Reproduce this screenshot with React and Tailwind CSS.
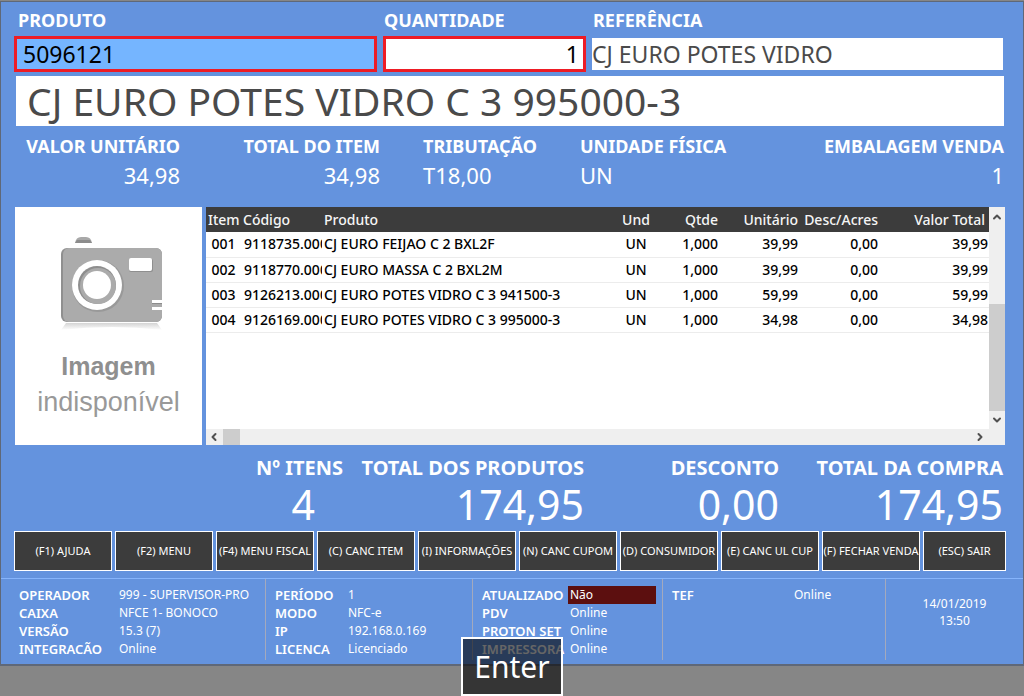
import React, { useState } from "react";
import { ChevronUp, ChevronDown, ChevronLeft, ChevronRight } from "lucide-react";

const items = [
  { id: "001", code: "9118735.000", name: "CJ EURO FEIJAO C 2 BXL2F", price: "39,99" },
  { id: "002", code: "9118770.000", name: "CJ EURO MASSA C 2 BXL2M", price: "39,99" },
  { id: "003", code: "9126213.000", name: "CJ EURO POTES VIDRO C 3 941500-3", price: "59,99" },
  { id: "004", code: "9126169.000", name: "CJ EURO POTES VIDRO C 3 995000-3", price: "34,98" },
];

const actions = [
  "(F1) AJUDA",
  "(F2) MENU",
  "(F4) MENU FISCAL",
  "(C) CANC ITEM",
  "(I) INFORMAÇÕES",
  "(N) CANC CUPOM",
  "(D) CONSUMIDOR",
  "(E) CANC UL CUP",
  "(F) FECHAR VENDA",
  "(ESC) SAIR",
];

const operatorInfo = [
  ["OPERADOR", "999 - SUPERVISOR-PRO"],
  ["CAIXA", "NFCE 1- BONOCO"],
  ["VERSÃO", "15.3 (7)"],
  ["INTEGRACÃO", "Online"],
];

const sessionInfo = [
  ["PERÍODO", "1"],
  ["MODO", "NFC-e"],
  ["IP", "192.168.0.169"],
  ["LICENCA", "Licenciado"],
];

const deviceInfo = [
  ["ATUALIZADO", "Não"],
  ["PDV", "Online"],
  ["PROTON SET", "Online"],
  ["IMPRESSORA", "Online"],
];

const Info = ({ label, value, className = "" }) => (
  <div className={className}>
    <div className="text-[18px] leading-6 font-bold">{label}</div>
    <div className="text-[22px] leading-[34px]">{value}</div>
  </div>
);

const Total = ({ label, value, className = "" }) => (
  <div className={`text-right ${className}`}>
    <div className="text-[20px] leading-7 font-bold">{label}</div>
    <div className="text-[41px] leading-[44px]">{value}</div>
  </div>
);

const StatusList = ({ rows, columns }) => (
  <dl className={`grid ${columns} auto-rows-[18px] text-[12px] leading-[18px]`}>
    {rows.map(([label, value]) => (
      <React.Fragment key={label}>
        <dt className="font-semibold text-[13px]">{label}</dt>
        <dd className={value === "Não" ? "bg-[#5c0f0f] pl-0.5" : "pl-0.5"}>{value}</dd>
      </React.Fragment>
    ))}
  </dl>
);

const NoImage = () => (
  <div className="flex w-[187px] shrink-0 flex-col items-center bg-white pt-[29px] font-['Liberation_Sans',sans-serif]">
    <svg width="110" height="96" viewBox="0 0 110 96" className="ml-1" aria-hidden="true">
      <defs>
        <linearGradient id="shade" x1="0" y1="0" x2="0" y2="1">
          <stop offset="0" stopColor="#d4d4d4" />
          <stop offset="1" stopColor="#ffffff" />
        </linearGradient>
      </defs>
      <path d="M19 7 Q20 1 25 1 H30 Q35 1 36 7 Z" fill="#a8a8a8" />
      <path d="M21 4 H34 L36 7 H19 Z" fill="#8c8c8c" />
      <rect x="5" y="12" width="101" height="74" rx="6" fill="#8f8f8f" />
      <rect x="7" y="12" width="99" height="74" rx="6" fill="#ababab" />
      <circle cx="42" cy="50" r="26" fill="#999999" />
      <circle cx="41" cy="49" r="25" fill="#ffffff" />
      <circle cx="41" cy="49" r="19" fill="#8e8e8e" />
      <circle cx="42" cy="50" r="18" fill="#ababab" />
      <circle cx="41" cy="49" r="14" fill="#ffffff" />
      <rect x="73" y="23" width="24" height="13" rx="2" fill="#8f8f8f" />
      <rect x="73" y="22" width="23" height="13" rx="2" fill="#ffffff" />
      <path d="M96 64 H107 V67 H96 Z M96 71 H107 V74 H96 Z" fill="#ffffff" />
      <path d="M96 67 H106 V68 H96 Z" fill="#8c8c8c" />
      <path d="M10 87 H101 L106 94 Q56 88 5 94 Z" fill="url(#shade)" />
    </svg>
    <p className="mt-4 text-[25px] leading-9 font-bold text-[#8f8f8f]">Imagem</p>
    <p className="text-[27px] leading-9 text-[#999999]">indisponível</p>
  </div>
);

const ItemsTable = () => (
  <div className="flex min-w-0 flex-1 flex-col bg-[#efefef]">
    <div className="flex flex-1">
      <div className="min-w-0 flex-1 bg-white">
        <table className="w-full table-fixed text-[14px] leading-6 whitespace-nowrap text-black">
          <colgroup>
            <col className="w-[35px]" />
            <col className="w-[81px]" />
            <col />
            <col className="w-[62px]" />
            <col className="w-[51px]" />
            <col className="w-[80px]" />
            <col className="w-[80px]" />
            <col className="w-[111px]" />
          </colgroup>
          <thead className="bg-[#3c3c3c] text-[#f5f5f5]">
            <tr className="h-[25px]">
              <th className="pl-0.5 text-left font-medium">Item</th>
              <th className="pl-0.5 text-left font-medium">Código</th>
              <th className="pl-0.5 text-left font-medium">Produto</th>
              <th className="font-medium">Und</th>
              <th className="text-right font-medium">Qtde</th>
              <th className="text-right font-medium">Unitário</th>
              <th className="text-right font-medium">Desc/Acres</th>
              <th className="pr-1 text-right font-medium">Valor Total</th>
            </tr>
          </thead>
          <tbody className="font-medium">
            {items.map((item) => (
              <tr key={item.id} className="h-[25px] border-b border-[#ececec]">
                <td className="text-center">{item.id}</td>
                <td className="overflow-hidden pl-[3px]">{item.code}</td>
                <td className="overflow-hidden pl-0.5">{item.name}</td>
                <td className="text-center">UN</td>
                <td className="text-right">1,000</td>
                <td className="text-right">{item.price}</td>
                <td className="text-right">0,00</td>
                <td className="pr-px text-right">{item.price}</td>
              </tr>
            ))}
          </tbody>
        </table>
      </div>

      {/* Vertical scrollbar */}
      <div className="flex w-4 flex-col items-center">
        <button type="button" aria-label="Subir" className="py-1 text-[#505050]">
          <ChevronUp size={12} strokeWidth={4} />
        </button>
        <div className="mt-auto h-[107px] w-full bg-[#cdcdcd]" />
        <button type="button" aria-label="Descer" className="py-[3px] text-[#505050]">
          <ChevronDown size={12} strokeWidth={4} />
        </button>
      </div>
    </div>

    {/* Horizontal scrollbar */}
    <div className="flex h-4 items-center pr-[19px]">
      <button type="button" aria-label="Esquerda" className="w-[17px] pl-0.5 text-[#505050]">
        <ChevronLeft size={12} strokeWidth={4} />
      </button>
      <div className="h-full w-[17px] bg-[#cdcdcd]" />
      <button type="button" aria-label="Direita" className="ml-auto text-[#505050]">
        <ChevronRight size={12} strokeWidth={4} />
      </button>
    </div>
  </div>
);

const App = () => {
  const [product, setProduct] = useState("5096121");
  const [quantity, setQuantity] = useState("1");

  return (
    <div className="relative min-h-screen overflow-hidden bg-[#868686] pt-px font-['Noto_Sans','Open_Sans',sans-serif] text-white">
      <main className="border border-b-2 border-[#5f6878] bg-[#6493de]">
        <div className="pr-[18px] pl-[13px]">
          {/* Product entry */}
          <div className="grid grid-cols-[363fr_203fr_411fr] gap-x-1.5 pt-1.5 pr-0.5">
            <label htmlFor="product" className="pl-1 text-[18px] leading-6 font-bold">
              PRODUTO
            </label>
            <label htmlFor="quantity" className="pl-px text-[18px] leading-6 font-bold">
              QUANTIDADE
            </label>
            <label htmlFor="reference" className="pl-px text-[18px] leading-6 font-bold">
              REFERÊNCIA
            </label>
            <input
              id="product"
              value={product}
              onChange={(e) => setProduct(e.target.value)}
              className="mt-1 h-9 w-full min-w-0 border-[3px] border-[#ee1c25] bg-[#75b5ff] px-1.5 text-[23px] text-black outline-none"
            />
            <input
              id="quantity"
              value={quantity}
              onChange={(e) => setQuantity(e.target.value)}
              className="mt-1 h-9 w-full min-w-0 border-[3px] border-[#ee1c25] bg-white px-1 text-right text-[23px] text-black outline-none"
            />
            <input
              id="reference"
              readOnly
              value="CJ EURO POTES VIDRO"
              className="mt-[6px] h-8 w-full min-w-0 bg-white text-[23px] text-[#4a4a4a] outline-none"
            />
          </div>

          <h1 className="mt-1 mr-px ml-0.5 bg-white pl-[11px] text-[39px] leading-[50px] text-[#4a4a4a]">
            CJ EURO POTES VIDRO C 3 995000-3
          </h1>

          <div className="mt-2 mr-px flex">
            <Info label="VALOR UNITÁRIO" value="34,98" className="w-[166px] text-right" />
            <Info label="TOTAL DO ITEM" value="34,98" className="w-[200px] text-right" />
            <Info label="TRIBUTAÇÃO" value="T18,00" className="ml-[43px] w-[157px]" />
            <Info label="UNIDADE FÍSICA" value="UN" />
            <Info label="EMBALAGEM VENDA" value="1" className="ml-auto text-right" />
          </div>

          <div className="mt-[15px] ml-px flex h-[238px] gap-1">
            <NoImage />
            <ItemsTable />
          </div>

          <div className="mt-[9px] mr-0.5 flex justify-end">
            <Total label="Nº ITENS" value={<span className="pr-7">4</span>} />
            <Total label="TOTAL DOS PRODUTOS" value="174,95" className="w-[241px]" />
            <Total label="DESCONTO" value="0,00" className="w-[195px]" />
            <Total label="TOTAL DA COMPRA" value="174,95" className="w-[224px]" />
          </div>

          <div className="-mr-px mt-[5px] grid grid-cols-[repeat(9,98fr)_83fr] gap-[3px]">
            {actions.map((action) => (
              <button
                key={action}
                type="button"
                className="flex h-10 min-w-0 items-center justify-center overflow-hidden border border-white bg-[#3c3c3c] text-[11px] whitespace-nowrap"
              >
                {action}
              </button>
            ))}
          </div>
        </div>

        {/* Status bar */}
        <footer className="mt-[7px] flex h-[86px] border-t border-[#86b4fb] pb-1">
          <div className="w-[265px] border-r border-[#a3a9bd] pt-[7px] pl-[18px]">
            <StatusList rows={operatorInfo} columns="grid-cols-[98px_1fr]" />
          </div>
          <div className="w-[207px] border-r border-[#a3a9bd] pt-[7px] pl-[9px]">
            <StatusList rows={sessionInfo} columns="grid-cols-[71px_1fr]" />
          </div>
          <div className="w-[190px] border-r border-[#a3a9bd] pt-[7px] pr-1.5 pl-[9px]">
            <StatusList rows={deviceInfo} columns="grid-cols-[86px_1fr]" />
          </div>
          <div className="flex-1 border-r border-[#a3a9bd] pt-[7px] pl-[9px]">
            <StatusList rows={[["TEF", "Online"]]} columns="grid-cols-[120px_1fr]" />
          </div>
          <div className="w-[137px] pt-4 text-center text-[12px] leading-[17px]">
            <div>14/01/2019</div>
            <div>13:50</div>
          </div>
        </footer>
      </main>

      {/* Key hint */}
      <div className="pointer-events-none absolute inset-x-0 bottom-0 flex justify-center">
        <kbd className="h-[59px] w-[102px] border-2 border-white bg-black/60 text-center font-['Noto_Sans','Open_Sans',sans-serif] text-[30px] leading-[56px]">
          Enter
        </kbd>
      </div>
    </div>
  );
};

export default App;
+ + + + + + +
== Written exercise ==
Repeat only the lines from the beginning of the material through the line containing "ChevronDown, ChevronLeft, ChevronRight", both ends kept, leaving pictures out.

== Result ==
Reproduce this screenshot with React and Tailwind CSS.
import React, { useState } from "react";
import { ChevronUp, ChevronDown, ChevronLeft, ChevronRight } from "lucide-react";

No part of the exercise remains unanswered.